Dir. Alejandro G. Iñárritu (2014)

Shot as if in one continuous uncut sequence, Alejandro Iñárritu’s Birdman follows Michael Keaton’s aging former film star, who was best known for playing a superhero called “Birdman”, struggling to adapt a Raymond Carver short story for the Broadway stage. Technically stunning (thanks to Emmanuel Lubezki’s Oscar-winning cinematography) and supported by a strong ensemble cast (including Emma Stone, Zach Galifianakis, Andrea Riseborough, Edward Norton and Naomi Watts), the film is a brilliant distillation of acting and actors as themes of identity, transformation and a fascination with superheroes showcase key facets of this particular form of artistic expression.
Dir.

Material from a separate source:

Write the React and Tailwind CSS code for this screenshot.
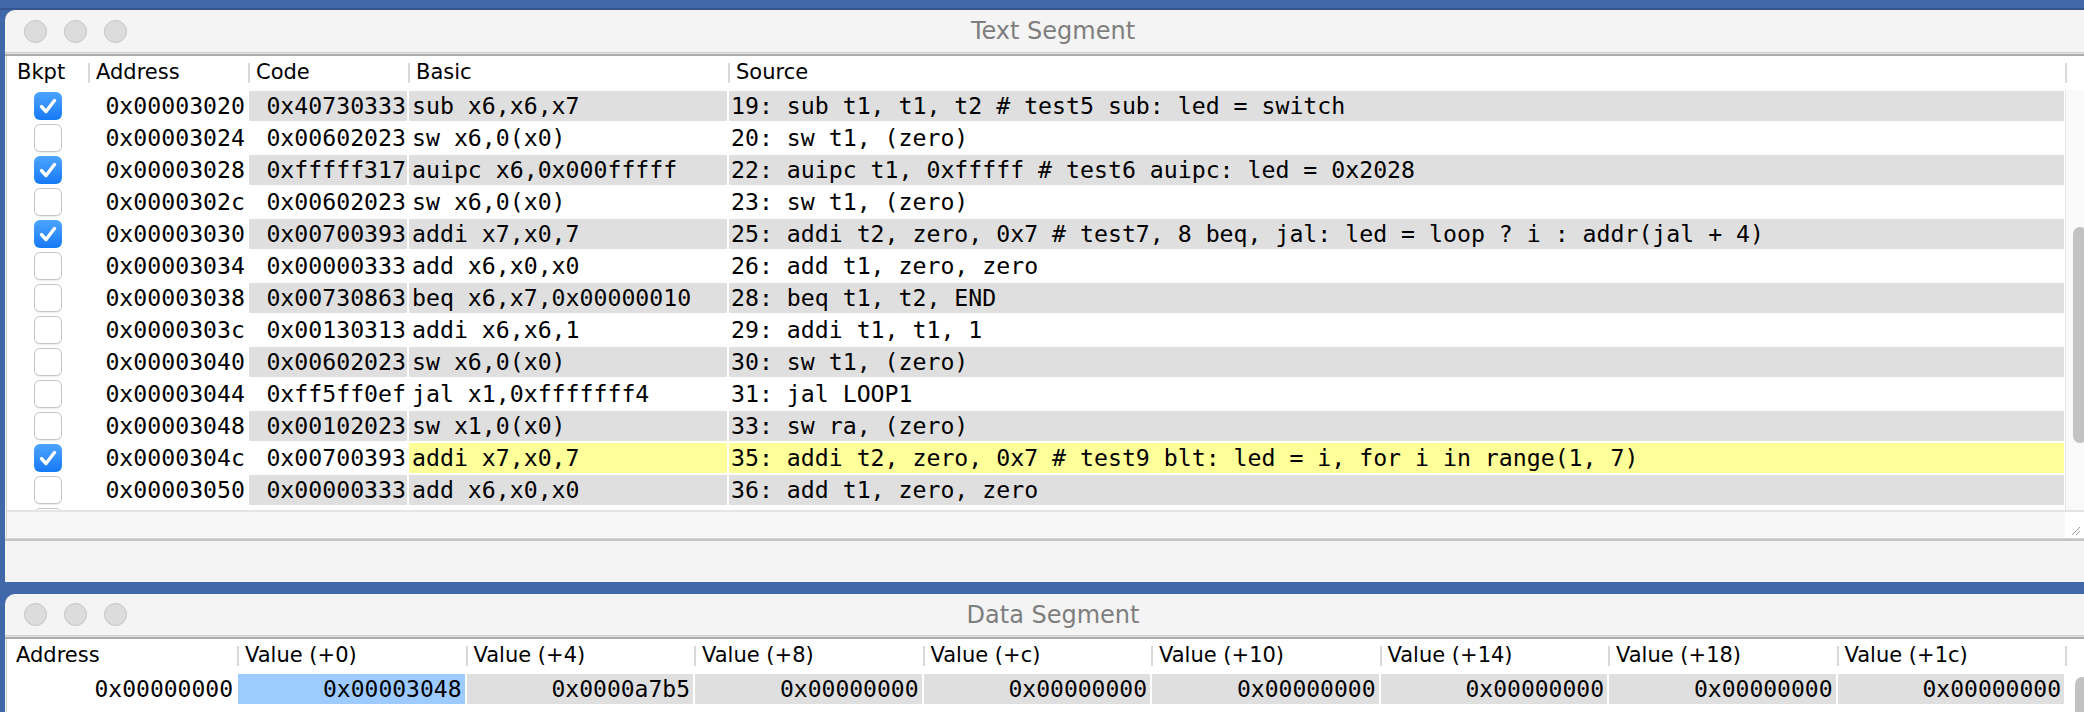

Spike Jonze (1999)

In what remains one of cinema’s greatest left-field ideas, Being John Malkovich sees John Cusack’s unemployed puppeteer Craig Schwartz discover a tunnel inside the mind of real-life actor Malkovich (playing a stylised version of himself). A collection of colliding themes – identity, consciousness, mortality, evolution, depression, celebrity – are deftly handled by director Spike Jonze who cleverly weaves them together while finding a poignancy and wit amidst this story of the unexpected.
Dir. David Lynch (2001)

For many, including the critics polled for Sight & Sounds’ “greatest movies ever” poll, Mullholland Drive is writer-director David Lynch’s finest work. In a film that defies explanation, Naomi Watts plays an aspiring actress who winds up helping an amnesiac car-crash victim to discover who she is. But as is typical in Lynch’s work, nothing is as it seems as dreams and reality collide.
Dir. Peter Weir (1998)

The unwitting actor in a reality TV show he is unknowingly the star of, The Truman Show is one of the defining films of the 1990s and surprisingly prescient in its prediction of car crash pop culture and the 21st century fast-food celebrity. Jim Carrey has possibly never been better as the eponymous Truman, the first time audiences we’re able to see the Dumb and Dumber star in a dramatic role.